Sometimes the safety issues are easy to address. For instance, employees in member services recently asked Bobbie if GVEA can provide high-visibility vests for employees who take quick walks during their workday breaks. Daylight will soon dwindle and they want to be visible.

The safety team keeps an eye on ergonomics, so employees sitting at desks all day sit in as healthy a way as possible and refrain from overexerting their wrists while sitting at a computer.

Safety Parameters are Always Evolving

“As a safety professional, it is continual learning,” Bobbie says. “What we thought was safe yesterday, sometimes we find out it could be safer. It’s an ever-evolving topic.”

“That’s kind of why I like it so much,” she says. “I love learning something new every day.”

“The safety team works hard to promote a culture of togetherness,” Bobbie says, adding, “I feel like it has come a long way.”

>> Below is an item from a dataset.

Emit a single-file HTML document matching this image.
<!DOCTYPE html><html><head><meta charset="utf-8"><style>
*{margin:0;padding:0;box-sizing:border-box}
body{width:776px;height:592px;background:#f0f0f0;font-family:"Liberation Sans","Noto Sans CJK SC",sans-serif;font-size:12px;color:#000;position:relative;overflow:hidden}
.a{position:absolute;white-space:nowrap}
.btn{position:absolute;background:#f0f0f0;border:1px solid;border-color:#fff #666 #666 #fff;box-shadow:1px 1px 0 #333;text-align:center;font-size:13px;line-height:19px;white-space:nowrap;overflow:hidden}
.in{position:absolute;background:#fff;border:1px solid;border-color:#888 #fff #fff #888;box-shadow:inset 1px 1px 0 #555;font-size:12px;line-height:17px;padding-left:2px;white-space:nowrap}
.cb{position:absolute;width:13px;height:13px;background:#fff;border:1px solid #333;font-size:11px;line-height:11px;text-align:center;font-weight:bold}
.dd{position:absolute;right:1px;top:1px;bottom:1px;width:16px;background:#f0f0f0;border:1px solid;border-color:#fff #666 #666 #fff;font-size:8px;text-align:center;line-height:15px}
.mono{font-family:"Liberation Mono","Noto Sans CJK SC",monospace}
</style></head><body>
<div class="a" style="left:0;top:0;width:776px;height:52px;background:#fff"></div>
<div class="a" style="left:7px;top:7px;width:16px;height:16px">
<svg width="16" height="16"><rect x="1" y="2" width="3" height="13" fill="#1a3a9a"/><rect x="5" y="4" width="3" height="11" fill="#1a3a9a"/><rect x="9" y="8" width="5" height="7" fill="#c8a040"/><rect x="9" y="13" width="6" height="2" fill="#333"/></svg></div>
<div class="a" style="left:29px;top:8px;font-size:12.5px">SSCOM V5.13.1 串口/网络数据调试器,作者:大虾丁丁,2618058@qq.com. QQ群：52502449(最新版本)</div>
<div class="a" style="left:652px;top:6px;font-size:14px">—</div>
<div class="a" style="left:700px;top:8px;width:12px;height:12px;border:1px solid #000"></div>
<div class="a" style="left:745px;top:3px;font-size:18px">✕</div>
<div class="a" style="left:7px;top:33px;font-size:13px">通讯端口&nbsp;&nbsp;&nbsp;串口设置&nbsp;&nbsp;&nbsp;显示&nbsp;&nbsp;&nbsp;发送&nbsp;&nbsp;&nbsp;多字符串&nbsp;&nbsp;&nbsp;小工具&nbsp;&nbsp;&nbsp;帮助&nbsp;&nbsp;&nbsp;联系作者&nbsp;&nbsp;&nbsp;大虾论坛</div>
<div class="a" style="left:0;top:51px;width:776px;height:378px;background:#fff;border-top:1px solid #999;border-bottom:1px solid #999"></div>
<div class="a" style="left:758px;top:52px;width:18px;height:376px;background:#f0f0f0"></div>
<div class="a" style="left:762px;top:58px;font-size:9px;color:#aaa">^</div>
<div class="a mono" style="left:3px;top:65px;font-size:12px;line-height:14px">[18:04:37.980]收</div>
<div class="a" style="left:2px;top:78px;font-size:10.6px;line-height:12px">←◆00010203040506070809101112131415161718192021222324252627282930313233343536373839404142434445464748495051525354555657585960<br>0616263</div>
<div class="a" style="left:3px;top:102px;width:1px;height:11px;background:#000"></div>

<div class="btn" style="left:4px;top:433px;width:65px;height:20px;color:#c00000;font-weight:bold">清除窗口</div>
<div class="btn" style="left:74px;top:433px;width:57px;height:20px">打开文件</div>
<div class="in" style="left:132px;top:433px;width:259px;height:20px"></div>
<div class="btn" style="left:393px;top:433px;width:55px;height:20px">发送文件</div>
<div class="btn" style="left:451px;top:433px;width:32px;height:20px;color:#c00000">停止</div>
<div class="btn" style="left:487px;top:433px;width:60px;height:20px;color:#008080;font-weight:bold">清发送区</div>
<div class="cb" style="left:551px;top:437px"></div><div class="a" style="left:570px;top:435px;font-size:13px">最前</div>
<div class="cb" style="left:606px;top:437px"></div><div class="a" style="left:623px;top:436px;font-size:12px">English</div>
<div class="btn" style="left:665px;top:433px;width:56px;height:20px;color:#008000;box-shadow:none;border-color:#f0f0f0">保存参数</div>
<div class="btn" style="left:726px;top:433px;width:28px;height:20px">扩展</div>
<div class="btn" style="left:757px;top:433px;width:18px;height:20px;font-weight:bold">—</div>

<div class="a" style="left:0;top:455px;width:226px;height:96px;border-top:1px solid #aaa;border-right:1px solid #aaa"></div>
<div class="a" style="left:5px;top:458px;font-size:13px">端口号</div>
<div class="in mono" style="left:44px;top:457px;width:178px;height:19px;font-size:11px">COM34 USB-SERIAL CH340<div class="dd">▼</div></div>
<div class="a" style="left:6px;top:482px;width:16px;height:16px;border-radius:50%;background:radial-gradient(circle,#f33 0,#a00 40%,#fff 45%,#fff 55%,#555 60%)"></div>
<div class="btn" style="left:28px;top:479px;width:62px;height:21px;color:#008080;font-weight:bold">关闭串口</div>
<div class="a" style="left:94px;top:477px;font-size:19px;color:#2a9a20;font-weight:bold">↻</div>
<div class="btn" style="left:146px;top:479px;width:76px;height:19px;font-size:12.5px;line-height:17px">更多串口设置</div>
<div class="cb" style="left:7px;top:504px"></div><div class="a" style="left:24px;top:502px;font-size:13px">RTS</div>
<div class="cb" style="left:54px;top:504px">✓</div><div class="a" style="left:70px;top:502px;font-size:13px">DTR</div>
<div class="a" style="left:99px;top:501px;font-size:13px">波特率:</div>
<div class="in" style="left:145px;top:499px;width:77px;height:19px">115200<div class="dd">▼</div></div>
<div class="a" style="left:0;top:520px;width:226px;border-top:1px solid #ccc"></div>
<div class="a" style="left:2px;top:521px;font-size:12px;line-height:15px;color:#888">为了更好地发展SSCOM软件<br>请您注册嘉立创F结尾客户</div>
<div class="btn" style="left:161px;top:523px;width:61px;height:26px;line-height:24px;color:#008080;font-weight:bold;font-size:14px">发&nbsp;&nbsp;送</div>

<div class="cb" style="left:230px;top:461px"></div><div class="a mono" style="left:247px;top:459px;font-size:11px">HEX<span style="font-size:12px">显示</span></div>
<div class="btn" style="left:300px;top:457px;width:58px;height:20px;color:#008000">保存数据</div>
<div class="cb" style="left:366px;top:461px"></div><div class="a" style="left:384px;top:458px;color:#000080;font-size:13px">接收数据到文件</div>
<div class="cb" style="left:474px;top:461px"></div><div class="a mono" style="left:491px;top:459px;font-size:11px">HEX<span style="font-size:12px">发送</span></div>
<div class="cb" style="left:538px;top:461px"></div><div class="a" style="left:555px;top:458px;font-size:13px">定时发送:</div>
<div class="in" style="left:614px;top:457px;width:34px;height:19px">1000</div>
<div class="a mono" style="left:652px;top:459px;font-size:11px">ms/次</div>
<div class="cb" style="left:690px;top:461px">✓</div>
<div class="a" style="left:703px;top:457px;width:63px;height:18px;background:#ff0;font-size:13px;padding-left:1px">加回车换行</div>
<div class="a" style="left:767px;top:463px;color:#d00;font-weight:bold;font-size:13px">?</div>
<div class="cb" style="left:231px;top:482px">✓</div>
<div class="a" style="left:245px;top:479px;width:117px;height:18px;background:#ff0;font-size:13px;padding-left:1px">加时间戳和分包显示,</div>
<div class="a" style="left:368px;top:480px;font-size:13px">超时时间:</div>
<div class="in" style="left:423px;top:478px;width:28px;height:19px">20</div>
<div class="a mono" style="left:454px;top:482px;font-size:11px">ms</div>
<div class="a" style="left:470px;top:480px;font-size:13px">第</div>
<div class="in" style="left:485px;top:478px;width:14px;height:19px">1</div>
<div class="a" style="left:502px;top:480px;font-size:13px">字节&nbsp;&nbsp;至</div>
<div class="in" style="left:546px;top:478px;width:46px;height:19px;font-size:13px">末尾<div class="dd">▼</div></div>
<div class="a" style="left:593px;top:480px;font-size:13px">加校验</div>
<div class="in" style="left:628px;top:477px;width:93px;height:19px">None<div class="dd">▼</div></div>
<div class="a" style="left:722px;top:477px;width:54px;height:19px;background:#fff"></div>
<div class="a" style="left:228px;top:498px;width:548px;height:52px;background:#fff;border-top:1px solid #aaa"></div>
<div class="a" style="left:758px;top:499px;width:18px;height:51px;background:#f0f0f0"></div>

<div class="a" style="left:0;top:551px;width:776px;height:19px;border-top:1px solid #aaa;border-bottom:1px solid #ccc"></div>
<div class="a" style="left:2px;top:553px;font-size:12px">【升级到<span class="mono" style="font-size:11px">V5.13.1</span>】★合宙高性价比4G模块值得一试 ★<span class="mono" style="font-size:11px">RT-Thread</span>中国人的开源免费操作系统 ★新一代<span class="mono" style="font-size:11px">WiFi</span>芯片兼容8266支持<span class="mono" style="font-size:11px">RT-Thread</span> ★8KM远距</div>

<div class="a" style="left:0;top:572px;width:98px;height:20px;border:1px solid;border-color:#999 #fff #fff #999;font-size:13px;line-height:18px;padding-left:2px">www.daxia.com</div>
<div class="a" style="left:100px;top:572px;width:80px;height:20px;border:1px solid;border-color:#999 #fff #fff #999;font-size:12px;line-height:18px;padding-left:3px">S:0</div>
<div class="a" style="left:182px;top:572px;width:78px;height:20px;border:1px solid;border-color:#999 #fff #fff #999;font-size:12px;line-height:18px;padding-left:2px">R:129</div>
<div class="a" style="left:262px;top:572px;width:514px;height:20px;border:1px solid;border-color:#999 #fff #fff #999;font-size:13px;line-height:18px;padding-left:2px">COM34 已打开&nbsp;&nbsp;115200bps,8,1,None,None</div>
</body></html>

For the newest member of the team, administrative assistant Natasha Whitmoyer, that togetherness is obvious and welcome. She recently moved to Alaska from out of state.

“It’s definitely a great culture,” she says. “Employees here are welcome to come into the safety office. They actually like to, which I love.”

Using safe work practices should be second nature, and the safety team works hard to instill that in all GVEA employees, their families and the co-op’s members. They put great effort into being approachable, because if an employee has a question or concern about safety, they shouldn’t feel any apprehension about bringing it up with the team.

Safety will always be GVEA’s number one priority, and the safety team takes that seriously.

GVEA Safety Creed

No job is so important and no service so urgent that we cannot take the time to perform it safely. Accident- free production is more humane and a better use of time than healing injuries and mending bones.
Accident prevention, quality control, cost containment, and productivity are all enhanced by the same activities.

Accidents do not just happen, they are caused. By determining and working to eliminate the causes, accidents can be prevented.

All jobs can be completed without accidents through foresight; critical thinking; planning; and investigating, discovering, and correcting factors that are shown to cause accidents.

Our first responsibility is to conduct our affairs and carry out our duties in a manner that will avoid injury to us, to our co-workers, and to others.

We owe it to our families as their providers, to society as good citizens, to our members as good employees, and to ourselves as individuals to avoid accidents and personal injury.

Accepting and applying these principles can become a way of life keeping the things we hold dear more secure.